The Australian dollar had just broken through the $US0.80c mark at the time of writing this column, the highest exchange rate it has managed against its American cousin since March 1997. But financial analysts seem to be in broad agreement that the rise of last year’s best performing currency on the world markets is far from finished, predicting the little Aussie battler could yet reach $US0.90c (parity with the greenback has even been whispered in some corners).
While the dizzying heights of the dollar was newsworthy in itself, the fact that it has happened less than three years since a record low of $US47.5c makes it even more remarkable. Those in the know had speculated during these dark days that the Australian dollar could stabilise at a value in the region of half a US dollar. But currency values are always fickle and, as with most things in this country, the dollar refused to acknowledge defeat and is now going through the roof.
While its revival is obviously good news for anybody booking their holidays at the moment, and depressing for any business that relies heavily on exporting, it provides an interesting conundrum for the channel.
Most components are purchased in US dollars, which means the price of IT products is falling steadily — but how much of these savings should be retained to increase margins following what was in most respects a pretty tough 2003; and what percentage passed onto customers in an attempt to drive increased sales volumes?
Putting a bit of buffer back into those skinny margins must be mighty tempting but if your competitors use the increased buying power to offer lower prices to customers then your sales could suffer — and better margins are obviously worthless unless you are shifting your stock.

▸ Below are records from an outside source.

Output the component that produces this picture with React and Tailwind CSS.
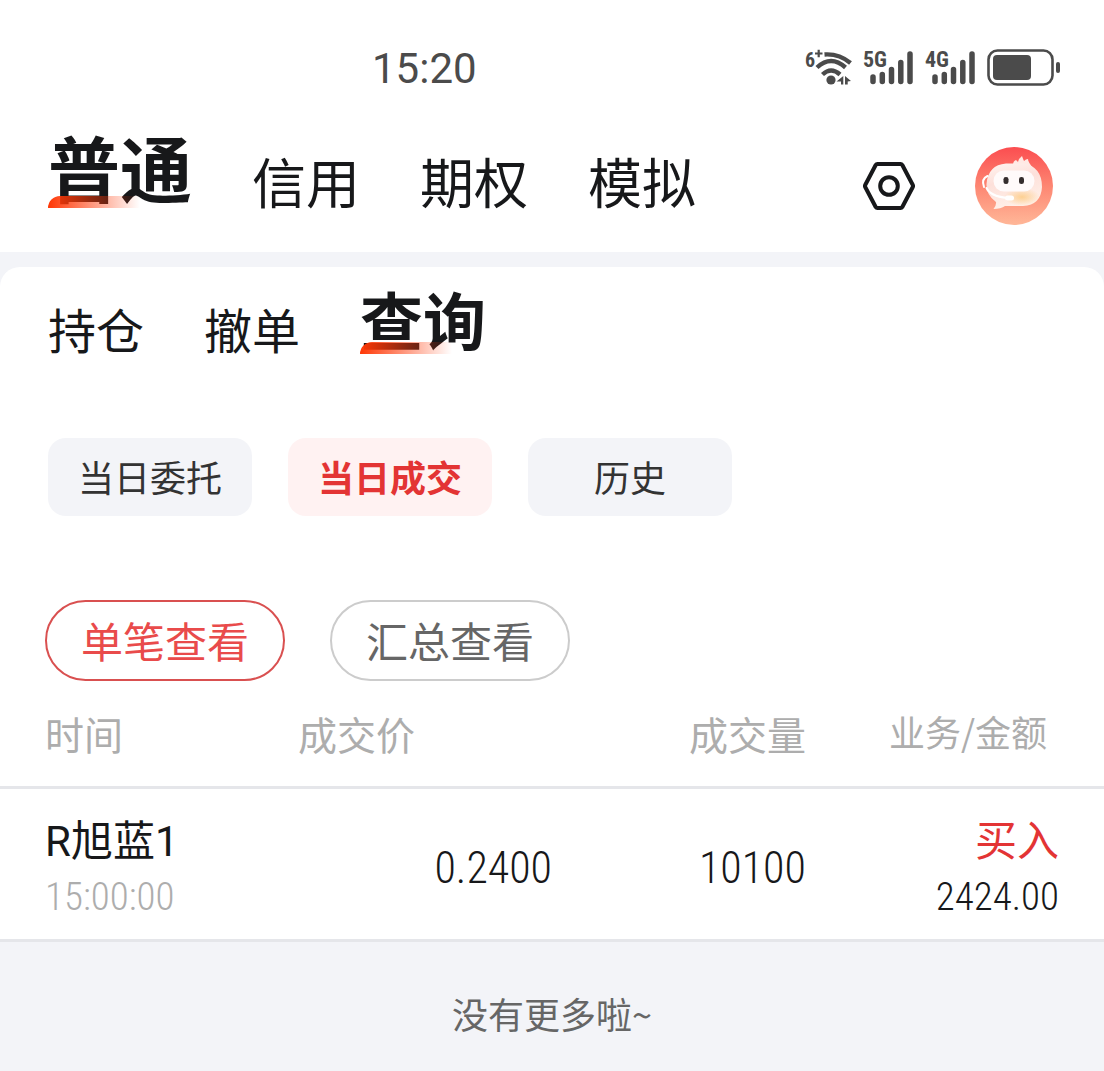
const mainTabs = ['普通', '信用', '期权', '模拟']
const subTabs = ['持仓', '撤单', '查询']
const ranges = ['当日委托', '当日成交', '历史']
const views = ['单笔查看', '汇总查看']

const trades = [
    { name: 'R旭蓝1', time: '15:00:00', price: '0.2400', volume: '10100', side: '买入', amount: '2424.00' },
]

const labelFont = "'Roboto Condensed', 'Liberation Sans Narrow', Roboto, sans-serif"

function WifiIcon() {
    return (
        <svg className="overflow-visible" width="50" height="38" viewBox="0 0 50 38" fill="none" stroke="#4b4b4b" strokeWidth="4.4">
            <path d="M21.500 6.500Q36 5.500 47.500 15" />
            <path d="M14 19.500Q28 6.500 42.500 19.500" />
            <path d="M19.500 26.500Q28 18.500 37 26.500" />
            <circle cx="28" cy="32" r="4.600" fill="#4b4b4b" stroke="none" />
            <path d="M40.300 28v8.500h-2.300v-3h-4.500zM42 36.500v-8.500l6 5-3.300.500v3z" fill="#4b4b4b" stroke="none" />
            <text x="2" y="19" fontSize="20" fontWeight="700" fontFamily={labelFont} fill="#4b4b4b" stroke="none">6</text>
            <path d="M12 5.500h7.500M15.700 1.800v7.500" strokeWidth="2.200" />
        </svg>
    )
}

function SignalIcon({ label }) {
    return (
        <svg className="overflow-visible" width="52" height="38" viewBox="0 0 52 38" stroke="#4b4b4b" strokeWidth="5.500" strokeLinecap="round">
            <path d="M10 29v4.500M19.300 26.500v7M28.500 21.500v12M37.800 14.500v19M47 6v27.500" />
            <text x="0" y="19" fontSize="22" fontWeight="700" fontFamily={labelFont} fill="#4b4b4b" stroke="none">{label}</text>
        </svg>
    )
}

function BatteryIcon() {
    return (
        <svg width="74" height="38" viewBox="0 0 74 38">
            <rect x="1.500" y="2.500" width="64" height="34" rx="9" fill="none" stroke="#4b4b4b" strokeWidth="2.600" />
            <rect x="6" y="7" width="38" height="25" rx="4" fill="#4b4b4b" />
            <rect x="69" y="14" width="4" height="11" rx="2" fill="#4b4b4b" />
        </svg>
    )
}

function SettingsIcon() {
    return (
        <svg width="54" height="50" viewBox="0 0 54 50" fill="none" stroke="#17181a" strokeWidth="4" strokeLinejoin="round">
            <path d="M16.500 3h23q1.200 0 1.800 1L51.800 24q.5 1 0 2L41.300 46q-.6 1-1.800 1h-23q-1.200 0-1.800-1L4.200 26q-.5-1 0-2L14.700 4q.6-1 1.800-1z" />
            <circle cx="28" cy="25" r="8.800" />
        </svg>
    )
}

function AssistantAvatar() {
    return (
        <svg width="78" height="78" viewBox="0 0 78 78">
            <defs>
                <linearGradient id="avatarBg" x1="0" y1="0" x2="0" y2="1">
                    <stop offset="0" stopColor="#fb4d50" />
                    <stop offset="0.500" stopColor="#fd8672" />
                    <stop offset="1" stopColor="#ffb798" />
                </linearGradient>
                <linearGradient id="avatarHead" x1="0" y1="0" x2="0.300" y2="1">
                    <stop offset="0" stopColor="#fff4f1" />
                    <stop offset="0.450" stopColor="#fde0da" />
                    <stop offset="1" stopColor="#fff0e8" />
                </linearGradient>
                <radialGradient id="avatarGlow">
                    <stop offset="0" stopColor="#fdd092" />
                    <stop offset="1" stopColor="#fdd092" stopOpacity="0" />
                </radialGradient>
            </defs>
            <circle cx="39" cy="39" r="39" fill="url(#avatarBg)" />
            <path d="M38 18q0-4 3-5l2 2q1-4 4-6 1 3 2 5 2-2 4-2 0 3 5 9z" fill="#ffe9e4" />
            <path d="M31 16.500H49Q67 20 67 40 66 58 48 59H30Q26 62 18.500 62 21.500 58 21 55 11 48 11.500 37 13 18 31 16.500z" fill="url(#avatarHead)" />
            <ellipse cx="47" cy="50" rx="18" ry="9" fill="url(#avatarGlow)" />
            <rect x="18.500" y="23.500" width="41" height="21" rx="10.500" fill="#fffafa" />
            <rect x="28.500" y="30" width="5" height="7" rx="2.300" fill="#342d2d" />
            <rect x="44" y="30" width="5" height="7" rx="2.300" fill="#342d2d" />
            <path d="M12.500 29Q6 32 9 40M11.500 41Q15 49 32 51" fill="none" stroke="#fff" strokeWidth="2" strokeLinecap="round" />
            <rect x="30" y="48.500" width="9" height="5" rx="2.500" fill="#fff" />
        </svg>
    )
}

// Red swoosh drawn over the lower edge of the selected tab
function Swoosh() {
    return (
        <span className="absolute bottom-0 left-0 h-3 w-[92px] rounded-tl-xl bg-linear-to-r from-[#ff3705] to-[#ff3705]/0"></span>
    )
}

function App() {
    return (
        <div className="min-h-screen bg-[#f3f4f8] font-['Noto_Sans_CJK_SC',sans-serif] text-[#17181a]">
            <header className="bg-white">
                <div className="flex h-[108px] items-end justify-between pr-[43px] pb-[22px] pl-[372px]">
                    <time className="font-[Roboto,sans-serif] text-[42px] leading-[34px] text-[#4b4b4b]">15:20</time>
                    <div className="flex items-center gap-2.5">
                        <WifiIcon />
                        <SignalIcon label="5G" />
                        <SignalIcon label="4G" />
                        <BatteryIcon />
                    </div>
                </div>
                <div className="flex h-36 items-start justify-between pr-[51px] pl-12">
                    <nav className="flex h-[100px] items-end gap-[60px]">
                        {mainTabs.map((tab, i) => (
                            <button
                                key={tab}
                                className={i === 0
                                    ? 'relative text-[72px] leading-[84px] font-bold'
                                    : 'text-[54px] leading-[54px]'}
                            >
                                {tab}
                                {i === 0 && <Swoosh />}
                            </button>
                        ))}
                    </nav>
                    <div className="flex items-center gap-[60px] pt-[39px]">
                        <button aria-label="设置"><SettingsIcon /></button>
                        <button aria-label="智能助手"><AssistantAvatar /></button>
                    </div>
                </div>
            </header>

            <main className="mt-[15px] rounded-t-[20px] bg-white">
                <nav className="flex h-[87px] items-end gap-[60px] px-12">
                    {subTabs.map((tab, i) => (
                        <button
                            key={tab}
                            className={i === 2
                                ? 'relative text-[63px] leading-[72px] font-bold'
                                : 'text-[48px] leading-[52px]'}
                        >
                            {tab}
                            {i === 2 && <Swoosh />}
                        </button>
                    ))}
                </nav>

                <div className="flex gap-9 px-12 pt-[84px]">
                    {ranges.map((range, i) => (
                        <button
                            key={range}
                            className={i === 1
                                ? 'h-[78px] w-[204px] rounded-[18px] bg-[#fff2f2] pb-0.5 text-[36px] font-bold text-[#e33434]'
                                : 'h-[78px] w-[204px] rounded-[18px] bg-[#f3f4f8] pb-0.5 text-[36px] text-[#333333]'}
                        >
                            {range}
                        </button>
                    ))}
                </div>

                <div className="flex gap-[45px] px-[45px] pt-[84px]">
                    {views.map((view, i) => (
                        <button
                            key={view}
                            className={i === 0
                                ? 'h-[81px] w-60 rounded-full border-2 border-[#d95050] pb-0.5 text-[42px] text-[#e94b4b]'
                                : 'h-[81px] w-60 rounded-full border-2 border-[#cccccc] pb-0.5 text-[42px] text-[#666666]'}
                        >
                            {view}
                        </button>
                    ))}
                </div>

                <table className="w-full table-fixed">
                    <thead>
                        <tr className="h-[106px] border-b-3 border-[#e5e6ea] text-[39px] text-[#adadad]">
                            <th className="w-[27%] pl-[45px] text-left font-normal">时间</th>
                            <th className="w-[23%] text-left font-normal">成交价</th>
                            <th className="w-[23%] text-right font-normal">成交量</th>
                            <th className="pr-[57px] pb-1 text-right text-[36px] font-normal">业务/金额</th>
                        </tr>
                    </thead>
                    <tbody>
                        {trades.map(trade => (
                            <tr key={trade.name} className="h-[153px] border-b-3 border-[#e5e6ea] font-['Roboto_Condensed',Roboto,'Noto_Sans_CJK_SC',sans-serif] text-[44px]">
                                <td className="pt-2.5 pl-[45px]">
                                    <div className="font-[Roboto,'Noto_Sans_CJK_SC',sans-serif] text-[42px] leading-[56px]">{trade.name}</div>
                                    <div className="text-[39px] leading-[54px] font-light text-[#adadad]">{trade.time}</div>
                                </td>
                                <td className="pt-2 text-right font-light">{trade.price}</td>
                                <td className="pt-2 text-right font-light">{trade.volume}</td>
                                <td className="pt-2.5 pr-[45px] text-right">
                                    <div className="text-[42px] leading-[56px] text-[#e33434]">{trade.side}</div>
                                    <div className="text-[39px] leading-[54px] font-light">{trade.amount}</div>
                                </td>
                            </tr>
                        ))}
                    </tbody>
                </table>
            </main>

            <p className="py-[46px] text-center text-[36px] leading-[50px] text-[#666666]">没有更多啦~</p>
        </div>
    )
}

export default App
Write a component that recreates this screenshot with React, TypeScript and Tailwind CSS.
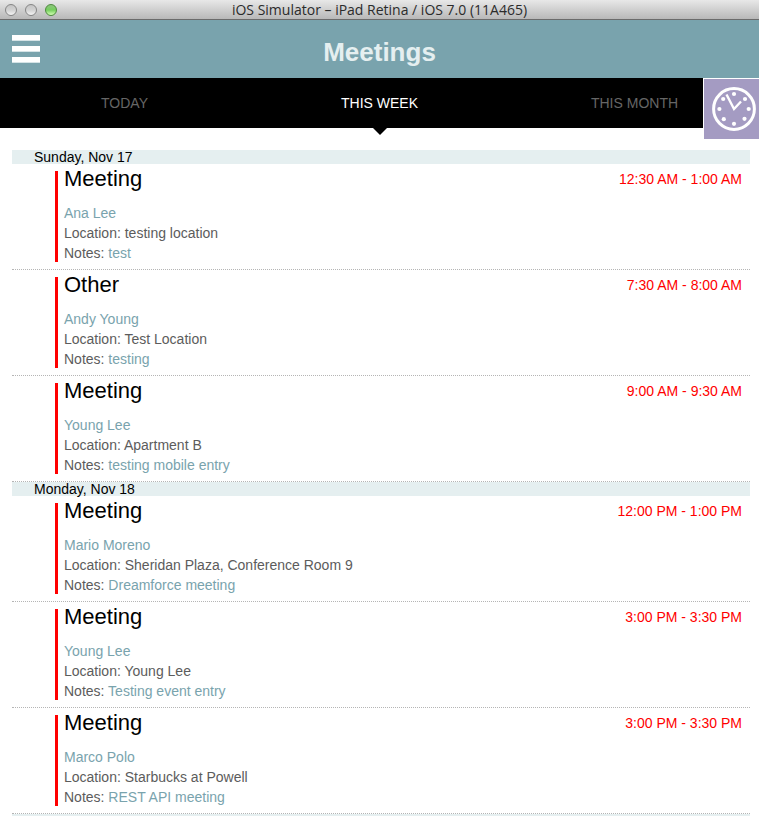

The powerful performance of the Australian dollar has already made a mark in vendor land. Sun Microsystems cites the strength of the local currency as the reason why it dropped Australian prices by 7.25 per cent across the board earlier this month. The vendor, a self-proclaimed champion of ‘low-cost computing’, has set the standard and it will be interesting to see how many other manufacturers make public announcements to that effect while the local currency is in the ascendency. IBM for one has already made it quite clear that it will not play the exchange rate game, while HP said its prices were reviewed monthly in a process that includes “manufacturing costs and competitive environment”. For HP, it seems, the strong Aussie dollar is a nice little bonus for customers but not its concern. However, I would be surprised if Sun was the last multinational vendor to turn the strong Aussie dollar into a localised marketing campaign.
Although a high currency rate alone is never going to be enough of a catalyst to drive a spending revival in IT or any other industry, bang for your buck is nevertheless an important consideration for those with control over the purse strings. Added to that, I have certainly noticed that there are more advertising dollars floating around (another indicator that the industry is in more confident mood) and ARN has already reported that some distributors had a much better January than expected.
These are all signs that 2004 could be a step in the right direction for the majority of us connected in one way or another to the IT channel.
But there is a flipside to every coin. It must be pretty tough for Australian software developers and other organisations that have a business model heavily reliant on exporting their wares, particularly to the US. They will be watching for the plateau and eagerly anticipating the Aussie dollar’s fall from its current rarified position. What’s your take on a strong Aussie dollar and its effect on the market?